The V-nitrogenase has also been shown to reduce CO₂ to CH₄ and C₂ and C₃ hydrocarbons [35], [36]. Very recently, both in vivo and in vitro studies with the Fe-nitrogenase indicate that this enzyme shows the highest CO₂ reduction to CH₄ of the three nitrogenases [42]. This study demonstrated the reduction of CO₂ to CH₄ when driven by Fe protein and ATP for both purified Fe-nitrogenase component proteins and in whole cells.
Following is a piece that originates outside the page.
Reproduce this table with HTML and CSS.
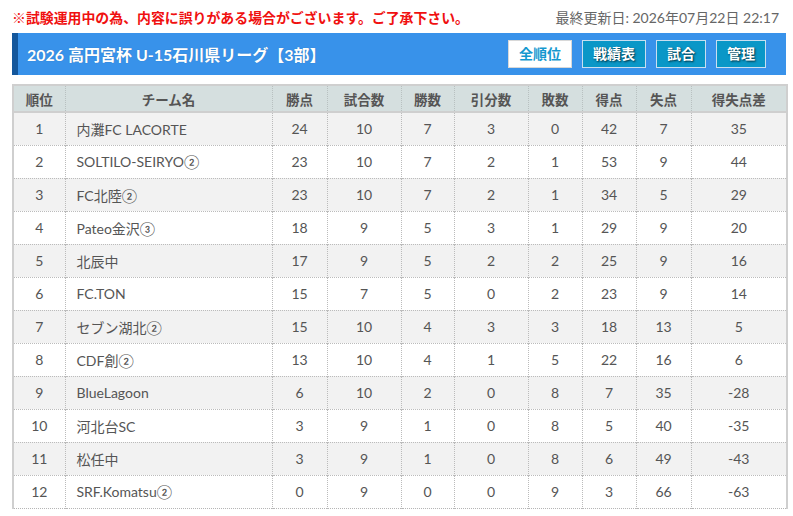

As a way to bypass the energy requirement of ATP hydrolysis necessary for electron delivery by the Fe protein, an electrochemical method has been developed to allow the MoFe-protein to be immobilized in a polymer layer on a glassy carbon electrode with cobaltocene mediated electrocatalysis [43]. This method is a promising new approach to achieve small molecule reduction catalyzed by a nitrogenase component [43] and as a way to probe the mechanism of nitrogenase catalysis [44]. Using the MoFe-protein, it has been demonstrated that protons, nitrite, and azide can be reduced by electrons and energy supplied by an electrode [43], [44]. Here, immobilization of the MoFe- and FeFe-proteins on a pyrene-stabilized bioelectrode was achieved to show catalytic reduction of CO₂ to formate. The FeFe-protein exhibits a higher Faradaic efficiency for CO₂ reduction when compared to the MoFe protein. The electron partition ratios between H₂ and formate production catalyzed by MoFe and FeFe protein are about the same as those obtained in the Fe protein supported reaction using ATP hydrolysis energy. These results provide evidence that the FeMo-co and FeFe-co in the corresponding nitrogenase proteins are the catalytic sites during electrocatalysis.